Sunday, April 12, 2015

Link: Roger Dean



In fine art there is a strong drive to avoid any evidence of craftsmanship and skill. You can actually do better things if you acquire a skill and do it properly, and stop dismissing skilled work as a bourgeois affectation. That in itself is an affectation. - Roger Dean

By way of {feuilleton}, a wonderful interview with celebrated rock album cover artist Roger Dean, who worked for Yes, Asia, Uriah Heep, Gentle Giant, and other significant bands:

An interview with one of the most prolific designers in music, Roger Dean

Some snippets:

When you look at a lot of modern album covers, the art school obsession with the Helvetica kind of undermines it. So instead of looking at an artefact that comes from another place entirely, you are looking at an artefact that has been caught and tamed and made corporate.

...I wouldn’t say [the Yes logo] was the first but it was the first really high profile, identifiable and obviously designed one rather than an accidental one.

It was a very, very brief period in history when the album cover art and the music came together to make something that was the perfect gift. But CD isn’t. The CD jewel box looks so tacky, and the record companies took an incredible opportunity to save money on packaging, and that combination of music and art disappeared and it just became a crude access to the music, and then of course you’re only one step away from digital downloads. It’s no longer easy to give it as a worthwhile gift...

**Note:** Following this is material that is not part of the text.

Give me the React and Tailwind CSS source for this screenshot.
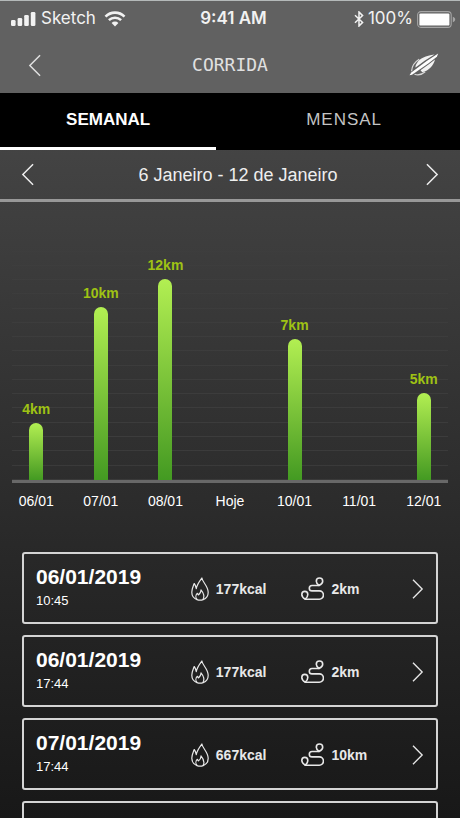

Sleeve notes used to be an integral part of the information you were getting when you bought [an album], if you were lucky you’d get art on the cover, a logo, an identifying thing, photographs, interesting notes and information about the tracks: where it was recorded and how long it was and all that sort of stuff...I mean you’re talking about saving such a small amount of pennies [by leaving all that out] that you have to think, did these people really didn’t know what they were doing? And in a sense they didn’t, because it showed no respect for the music or the customers or the project or the art, and no self respect either. And consequently the industry went away from them. I’m giving you a very sombre interview aren’t I?



I love the palpable influence of classic Chinese landscape art in this Dean painting, Edgar Forest Village.